Moacyr Scliar. A orelha de Van Gogh. Em: Histórias para (quase) todos os gostos. 5. ed. Porto Alegre: L&PM, 2015. p. 57-60.

GLOSSÁRIO

estabelecimento de secos e molhados: tipo de armazém onde se vendem alimentos sólidos e líquidos.

formol: solução utilizada para conservar o corpo e partes do corpo de cadáveres.

Kirk Douglas: ator estadunidense nascido em 1916. Ele interpretou Van Gogh no filme Sede de viver, sobre a vida do pintor, lançado em 1956.

necrotério: local onde os cadáveres ficam antes da identificação ou da autópsia.

vender fiado: vender a crédito, com a confiança de que o comprador vai pagar a dívida.

1. O autor é quem cria e escreve as narrativas. O narrador é a voz adotada pelo autor para contar os acontecimentos em uma história. O autor é uma pessoa real, enquanto o narrador existe apenas na história contada, podendo ou não participar dos acontecimentos narrados. Considerando essas informações, quem é o autor e o narrador do conto  “A orelha de Van Gogh”?

2. Os tipos de narrador são o narrador personagem (em primeira pessoa), que participa da história; o narrador observador (em terceira pessoa), que apenas narra o que vê; e o narrador onisciente (também em terceira pessoa), que tem total conhecimento de personagens e fatos. Qual é o tipo de narrador do texto conto lido?

3. Descreva algumas características das personagens: pai, mãe e credor. 

4. No trecho "Mas, se lhe faltava dinheiro, sobrava-lhe imaginação... Era um homem culto, inteligente, além de alegre. Não concluíra os estudos; o destino o confinara no modesto estabelecimento de secos e molhados, onde ele, entre paios e linguiças, resistia bravamente aos embates da existência." o narrador demonstra se opor a duas formas de viver. Quais são elas? 

5. No gênero conto, o enredo se desenvolve em um único espaço ou em poucos espaços, e o tempo de duração da história é geralmente curto. Em que espaços se desenvolvem as ações narradas no conto “A orelha de Van Gogh” e em que período de tempo se deram essas ações?

6. O enredo tende a se organizar em torno de um único conflito, ou seja, de uma única oposição entre personagens ou forças. Esse conflito pode ocorrer, por exemplo, entre duas ou mais personagens, entre o protagonista e o antagonista, entre o protagonista e as forças externas, etc. No conto lido, há um conflito presente desde o primeiro parágrafo e é em torno dele que se desenvolve a narrativa. Qual é esse conflito?

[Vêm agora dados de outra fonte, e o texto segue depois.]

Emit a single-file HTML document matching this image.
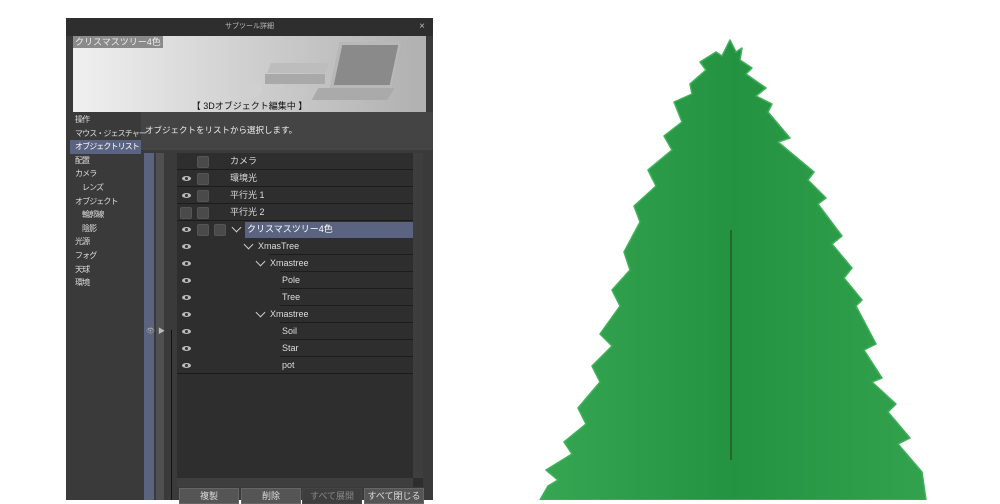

7. O conflito desta narrativa é solucionado? Em caso afirmativo, quem o soluciona e de que forma? Comente. 

8. Releia o último parágrafo do conto.

E prosseguimos, rumo à nossa casa. Se a gente olhar bem uma orelha — qualquer orelha, seja ela de Van Gogh ou não — verá que seu desenho se assemelha ao de um labirinto. Nesse labirinto eu estava perdido. E nunca mais sairia dele.

Em que época da vida do narrador se passa a história? Ela é contada no momento em que acontece ou em momento posterior aos acontecimentos?

9. Observe um autorretrato de Van Gogh, ele possui uma relação com o conto de Moacyr Scliar, explique por quê.

Vincent van Gogh. Autorretrato com a orelha cortada, 1889. Óleo sobre
tela, 60 cm 3 49 cm. Instituto de Arte Courtauld, Londres.

VINCENT VAN GOGH

O holandês Vincent van Gogh (1853-1890), hoje reconhecido por pintar algumas das mais importantes obras da história da arte, só obteve reconhecimento após sua morte. Durante a vida, vendeu poucos quadros e passou por dificuldades financeiras, além de ter enfrentado problemas de saúde mental.

O episódio relativo à orelha cortada apresentado no conto realmente aconteceu: durante sua estada na cidade francesa de Arles, em dezembro de 1888, Van Gogh se desentendeu com Paul Gauguin (1848-1903), também pintor, com quem dividia uma casa na cidade. Transtornado, Van Gogh cortou parte da orelha esquerda após a briga com Gauguin e a entregou a uma mulher que morava na cidade.